From the Print
Villager Dinah Anderson, shown displaying her original jewelry, was one of several local artists selling their wares at the 2011 Art on the Lawn. This year’s event, sponsored by the Village Artisans, will take place this Saturday, Aug. 11, from 10 a.m. to 5 p.m. on the lawn in front of Mills Lawn School. (photo by Diane Chiddister)

Villager Dinah Anderson, shown displaying her original jewelry, was one of several local artists selling their wares at the 2011 Art on the Lawn. This year’s event, sponsored by the Village Artisans, will take place this Saturday, Aug. 11, from 10 a.m. to 5 p.m. on the lawn in front of Mills Lawn School. (photo by Diane Chiddister)

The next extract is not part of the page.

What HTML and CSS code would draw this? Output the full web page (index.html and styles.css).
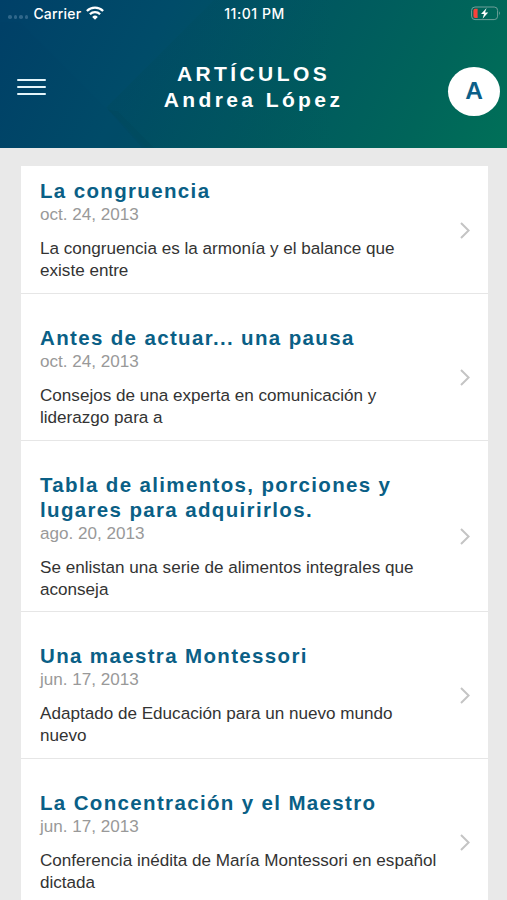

Celebrate art at Art on the Lawn

A Columbus artist who crafts bracelets and necklaces from copper and sterling silver. A Cincinnati potter who creates whimsical yet functional ceramics. A Springfield artist who fashions tables and windows from stained glass. A Columbus artist who creates yard sculptures from recycled cut glass.

These are only a few of the artists and artwork on display this Saturday, Aug. 11, at the 29th annual Art on the Lawn. The free event, sponsored by Village Artisans, will feature almost 100 artists of all varieties, and will take place on the lawn of Mills Lawn School from 10 a.m. to 5 p.m.

Other artwork on display will include oil and acrylic paintings, fiber art, Native American flutes, a wide variety of handmade jewelry and original hats and purses, among other creations. Local artists and Village Artisan members in the show include painter Kathy Moulton, glass artist Theresa Mayer, fiber artist Pam Geisel, bookmaker Bill Felker, photographer Scott Kissell, oil painter Leah Grommen, acrylic painter Jennifer Float, woodcarver Rob Litak, African doll maker Hajar Davis and gourd artist Cynthia McDonald. And the featured artist this year is Village Artisans member Mary Kleismit of Springfield, who creates original jewelry from stones she collects in travels across the nation.

“I think it’s a special thing to be able to go under one roof and see so many artists, and all these handmade creations,” Village Artisans member Sue Brezine said in an interview last week. “We’re excited about our show.”

Almost three decades old, Art on the Lawn was begun by local artist Anna Arbor, according to Brezine, with the goal of helping the co-operative sustain its downtown store during slow winter months. And it’s done so, providing a cushion of several thousand dollars each year to tide the group over during slow times following the Christmas season.

“This show is a necessity for the Village Artisans to exist as a co-op,” said member Nancy Mellon.

Regional and local artists pay about $75 for a booth, which is less than at many shows, and for that they receive not only a regional audience for their work — people come from Columbus, Cincinnati, Dayton, Indiana, Kentucky and Michigan for the show — but lots of individual attention for their needs during the show, according to Mellon.

“We take them water, coffee and doughnuts,” Mellon said. “We make sure our artists are comfortable.”

So perhaps it’s not surprising that many of the artists return year after year. It’s good for artists to have the opportunity to talk about their creations that an art fair provides, Mellon said, and it’s good for everyone to have the fellowship with other artists.

“To me, the most important part of the show is the camaraderie between members of Village Artisans, and also with the artists who come here,” Mellon said.

Soon after Mellon moved to town nine years ago, she joined Village Artisans as a way to meet other artists in the community. And it worked, she said.

“We’re a real community of artists,” she said. “We’re artists who get along well.”

The group displays members’ artwork in their Corry Street shop, and members spend about a day a month tending to the shop. For Mellon, the shop commitment is “a joy. I love sitting behind the desk and meeting people.”

She encourages anyone interested in art, or who just wants to enjoy Yellow Springs, to come to the show on Saturday.

“It’s a sweet kind of slow-paced event,” she said. “There’s time to meander.”